Presently before the Court are (1) a motion for reconsideration filed by defendant QC Holdings, Inc. ("Defendant") of the Court's order granting in part and denying in part the motion for class certification filed by plaintiff Paul Stemple ("Plaintiff") (ECF No. 78); (2) Defendant's ex parte motion for leave to file a supplemental memorandum in support of its motion for reconsideration (ECF No. 85); and (3) a joint motion to stay all proceedings for 90 days to allow time for a jointly agreed-upon mediation (ECF No. 88).

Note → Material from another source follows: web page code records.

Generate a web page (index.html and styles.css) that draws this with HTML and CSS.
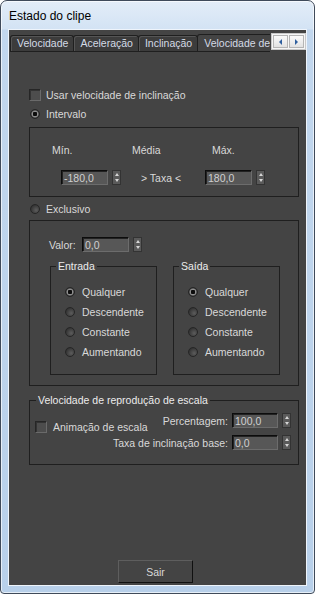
FILE: index.html
```html
<!DOCTYPE html>
<html>
  <head>
    <meta charset="UTF-8" />
    <title>Estado do clipe</title>
    <link rel="stylesheet" href="styles.css">
  </head>
  <body>
    <div class="window">
      <div class="titlebar">Estado do clipe</div>

      <div class="client">
        <div class="tabbar">
          <div class="tab-strip">
            <div class="tab">Velocidade</div>
            <div class="tab">Aceleração</div>
            <div class="tab">Inclinação</div>
            <div class="tab active">Velocidade de inclinação</div>
          </div>
          <div class="tab-scroll">
            <span class="scroll-btn"><i class="tri-left"></i></span>
            <span class="scroll-btn"><i class="tri-right"></i></span>
          </div>
        </div>

        <div class="panel">
          <label class="check-row first-row">
            <span class="checkbox"></span>
            Usar velocidade de inclinação
          </label>

          <label class="radio-row intervalo">
            <span class="radio on"></span>
            Intervalo
          </label>

          <div class="box range-box">
            <div class="range-labels">
              <span>Mín.</span>
              <span>Média</span>
              <span>Máx.</span>
            </div>
            <div class="range-inputs">
              <span class="edit">-180,0</span>
              <span class="spinner"><i class="up"></i><i class="down"></i></span>
              <span class="rate">&gt; Taxa &lt;</span>
              <span class="edit">180,0</span>
              <span class="spinner"><i class="up"></i><i class="down"></i></span>
            </div>
          </div>

          <label class="radio-row exclusivo">
            <span class="radio"></span>
            Exclusivo
          </label>

          <div class="box exclusive-box">
            <div class="value-row">
              <span class="value-label">Valor:</span>
              <span class="edit">0,0</span>
              <span class="spinner"><i class="up"></i><i class="down"></i></span>
            </div>

            <div class="groups">
              <fieldset class="group">
                <legend>Entrada</legend>
                <label class="radio-row"><span class="radio on"></span>Qualquer</label>
                <label class="radio-row"><span class="radio"></span>Descendente</label>
                <label class="radio-row"><span class="radio"></span>Constante</label>
                <label class="radio-row"><span class="radio"></span>Aumentando</label>
              </fieldset>
              <fieldset class="group">
                <legend>Saída</legend>
                <label class="radio-row"><span class="radio on"></span>Qualquer</label>
                <label class="radio-row"><span class="radio"></span>Descendente</label>
                <label class="radio-row"><span class="radio"></span>Constante</label>
                <label class="radio-row"><span class="radio"></span>Aumentando</label>
              </fieldset>
            </div>
          </div>

          <fieldset class="box scale-box">
            <legend>Velocidade de reprodução de escala</legend>
            <div class="scale-body">
              <label class="check-row scale-check">
                <span class="checkbox"></span>
                Animação de escala
              </label>
              <div class="scale-fields">
                <div class="field-row">
                  <span>Percentagem:</span>
                  <span class="edit">100,0</span>
                  <span class="spinner"><i class="up"></i><i class="down"></i></span>
                </div>
                <div class="field-row">
                  <span>Taxa de inclinação base:</span>
                  <span class="edit">0,0</span>
                  <span class="spinner"><i class="up"></i><i class="down"></i></span>
                </div>
              </div>
            </div>
          </fieldset>
        </div>

        <div class="footer">
          <button class="exit-button">Sair</button>
        </div>
      </div>
    </div>
  </body>
</html>
```

FILE: styles.css
```css
:root {
  --client: #444444;
  --text: #d9d9d9;
  --line: #1f1f1f;
  --edit-bg: #575757;
}

* {
  margin: 0;
  padding: 0;
  box-sizing: border-box;
}

body {
  width: 315px;
  height: 594px;
  background: #ffffff;
  font-family: 'Liberation Sans', Arial, sans-serif;
  font-size: 10.5px;
  color: var(--text);
  overflow: hidden;
}

.window {
  width: 315px;
  height: 594px;
  display: flex;
  flex-direction: column;
  border: 1px solid #3f4a5a;
  border-radius: 7px 7px 4px 4px;
  background: linear-gradient(180deg, #e3edf8 0px, #d3e3f4 28px, #c2d7ee 29px, #b8d0ea 100%);
  box-shadow: inset 0 0 0 1px rgba(255, 255, 255, 0.65);
}

.titlebar {
  height: 28px;
  padding: 8px 0 0 8px;
  font-size: 12px;
  color: #000000;
}

.client {
  flex: 1;
  margin: 0 7px 7px 7px;
  background: var(--client);
  border: 1px solid #eef4fb;
  display: flex;
  flex-direction: column;
}

/* tabs */

.tabbar {
  display: flex;
  align-items: flex-end;
  height: 22px;
  padding: 3px 0 0 1px;
}

.tab-strip {
  display: flex;
  align-items: flex-end;
  width: 263px;
  height: 18px;
  overflow: hidden;
  border-bottom: 1px solid var(--line);
}

.tab {
  flex: none;
  height: 16px;
  padding: 1px 5px 0 6px;
  background: #3c3c3c;
  border: 1px solid var(--line);
  border-bottom: none;
  border-radius: 3px 3px 0 0;
  box-shadow: inset 1px 1px 0 #555555;
  color: #d4dbe6;
  white-space: nowrap;
}

.tab + .tab {
  margin-left: -1px;
}

.tab.active {
  height: 18px;
  margin-bottom: -1px;
  padding-top: 2px;
  background: var(--client);
  box-shadow: none;
}

.tab-scroll {
  display: flex;
  align-self: flex-start;
  height: 17px;
  margin-left: 1px;
  padding: 1px;
  background: #f6f6f6;
  border: 1px solid #c9c9c9;
}

.scroll-btn {
  width: 15px;
  height: 13px;
  display: flex;
  align-items: center;
  justify-content: center;
  background: linear-gradient(180deg, #fbfbfb, #e2e2e2);
  border: 1px solid #b5b5b5;
}

.scroll-btn + .scroll-btn {
  margin-left: 1px;
}

.tri-left,
.tri-right {
  width: 0;
  height: 0;
  border-top: 3px solid transparent;
  border-bottom: 3px solid transparent;
}

.tri-left {
  border-right: 3px solid #2f5f9e;
}

.tri-right {
  border-left: 3px solid #2f5f9e;
}

/* panel */

.panel {
  flex: 1;
  padding: 0 7px 0 20px;
}

.check-row,
.radio-row {
  display: flex;
  align-items: center;
  height: 14px;
  white-space: nowrap;
}

.first-row {
  margin-top: 36px;
}

.checkbox {
  flex: none;
  width: 12px;
  height: 12px;
  margin-right: 5px;
  background: #4d4d4d;
  border: 1px solid;
  border-color: #262626 #6a6a6a #6a6a6a #262626;
  box-shadow: inset 1px 1px 0 #333333;
}

.radio {
  flex: none;
  width: 10px;
  height: 10px;
  margin-right: 6px;
  border-radius: 50%;
  border: 1px solid #262626;
  background: radial-gradient(circle at 65% 65%, #5c5c5c 0, #3e3e3e 4px, #2e2e2e 6px);
}

.radio.on {
  background: radial-gradient(circle, #0d0d0d 0, #0d0d0d 2px, #9a9a9a 2.6px, #7a7a7a 3.2px, #3a3a3a 4px);
}

.intervalo {
  margin-top: 5px;
  padding-left: 1px;
}

.box {
  border: 1px solid var(--line);
}

.range-box {
  margin-top: 6px;
  height: 70px;
  padding: 15px 0 0 22px;
}

.range-labels {
  display: flex;
  height: 14px;
  align-items: center;
}

.range-labels span {
  width: 80px;
}

.range-inputs {
  display: flex;
  align-items: center;
  height: 15px;
  margin-top: 13px;
  padding-left: 9px;
}

.edit {
  flex: none;
  display: flex;
  align-items: center;
  width: 47px;
  height: 15px;
  padding-left: 2px;
  background: var(--edit-bg);
  border: 1px solid;
  border-color: #0c0c0c #6c6c6c #6c6c6c #0c0c0c;
  box-shadow: inset 1px 1px 0 #222222;
  color: #d0d0d0;
}

.spinner {
  flex: none;
  display: flex;
  flex-direction: column;
  justify-content: space-around;
  align-items: center;
  width: 9px;
  height: 15px;
  margin-left: 4px;
  background: #5a5a5a;
  border: 1px solid #333333;
}

.spinner .up,
.spinner .down {
  width: 0;
  height: 0;
  border-left: 2.5px solid transparent;
  border-right: 2.5px solid transparent;
}

.spinner .up {
  border-bottom: 3px solid #d6d6d6;
}

.spinner .down {
  border-top: 3px solid #d6d6d6;
}

.rate {
  flex: none;
  width: 64px;
  margin-left: 20px;
  white-space: nowrap;
}

.exclusivo {
  margin-top: 5px;
  padding-left: 1px;
}

.exclusive-box {
  margin-top: 4px;
  height: 166px;
  padding: 16px 0 0 19px;
}

.value-row {
  display: flex;
  align-items: center;
  height: 15px;
}

.value-label {
  width: 33px;
}

.groups {
  display: flex;
  gap: 16px;
  margin-top: 7px;
  margin-left: 1px;
}

.group {
  width: 107px;
  height: 116px;
  min-width: 0;
  border: 1px solid var(--line);
  padding: 12px 0 0 0;
  display: flex;
  flex-direction: column;
  gap: 6px;
}

.group legend,
.scale-box legend {
  margin-left: 5px;
  padding: 0 2px;
  line-height: 14px;
  color: #ececec;
}

.group .radio-row {
  margin-left: 14px;
}

.group .radio {
  margin-right: 7px;
}

.scale-box {
  margin-top: 7px;
  height: 72px;
  min-width: 0;
  padding: 0;
}

.scale-box legend {
  margin-left: 6px;
}

.scale-body {
  display: grid;
  grid-template-columns: 1fr;
  padding: 0 7px 0 5px;
}

.scale-check,
.scale-fields {
  grid-area: 1 / 1;
}

.scale-check {
  justify-self: start;
  margin-top: 13px;
}

.scale-check .checkbox {
  margin-right: 6px;
}

.scale-fields {
  justify-self: end;
  margin-top: 6px;
  display: flex;
  flex-direction: column;
  gap: 7px;
}

.field-row {
  display: flex;
  align-items: center;
  justify-content: flex-end;
  height: 15px;
}

.field-row span:first-child {
  margin-right: 4px;
  white-space: nowrap;
}

.field-row .edit {
  width: 46px;
}

/* footer */

.footer {
  padding: 0 0 2px 109px;
}

.exit-button {
  width: 75px;
  height: 23px;
  background: var(--client);
  border: 1px solid;
  border-color: #5e5e5e #101010 #101010 #5e5e5e;
  color: #d9d9d9;
  font-family: 'Liberation Sans', Arial, sans-serif;
  font-size: 10.5px;
}
```
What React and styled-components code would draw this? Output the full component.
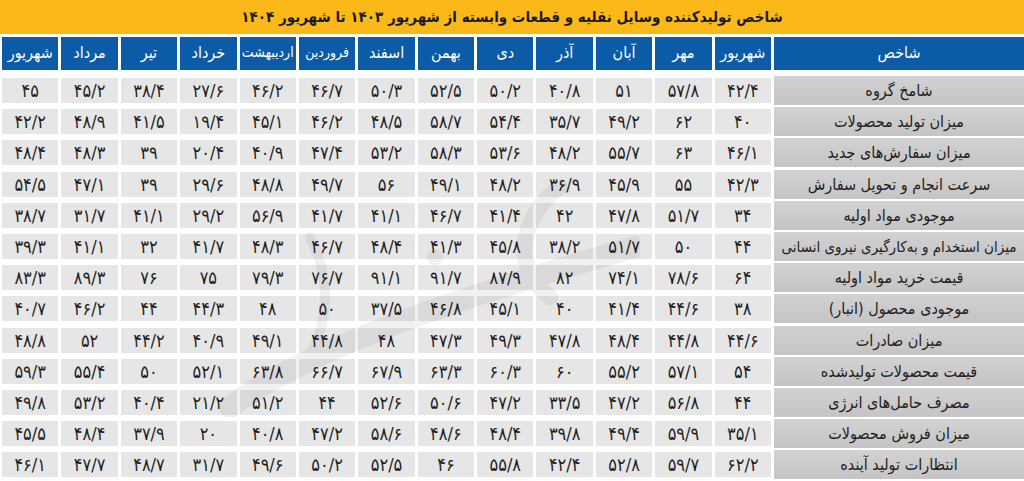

For the reasons set forth below, the Court DENIES Defendant's motion for reconsideration (ECF No. 78),1 DENIES Defendant's ex parte motion for leave to file a supplemental memorandum in support of its motion for reconsideration (ECF No. 85), and GRANTS the joint motion to stay all proceedings for 90 days to allow time for a jointly agreed-upon mediation (ECF No. 88).

I. BACKGROUND

Plaintiff commenced this putative Telephone Consumer Protection Act ("TCPA"), 47 U.S.C. § 227, class action on August 13, 2012. Defendant thereafter filed an answer and the parties proceeded to discovery. On February 14, 2014, Plaintiff filed a motion to certify the following class under Federal Rule of Civil Procedure 23(b)(2) and (b)(3):

All persons whose 10-digit cellular telephone numbers with a California area code were listed by an account holder in the Employment and/or Contacts fields of a California customer loan application produced to [Defendant], which were called by [Defendant] using an [ATDS] and/or an artificial or prerecorded voice for the purpose of collecting or attempting to collect an alleged debt from the account holder, between August 13, 2008 and August 13, 2012.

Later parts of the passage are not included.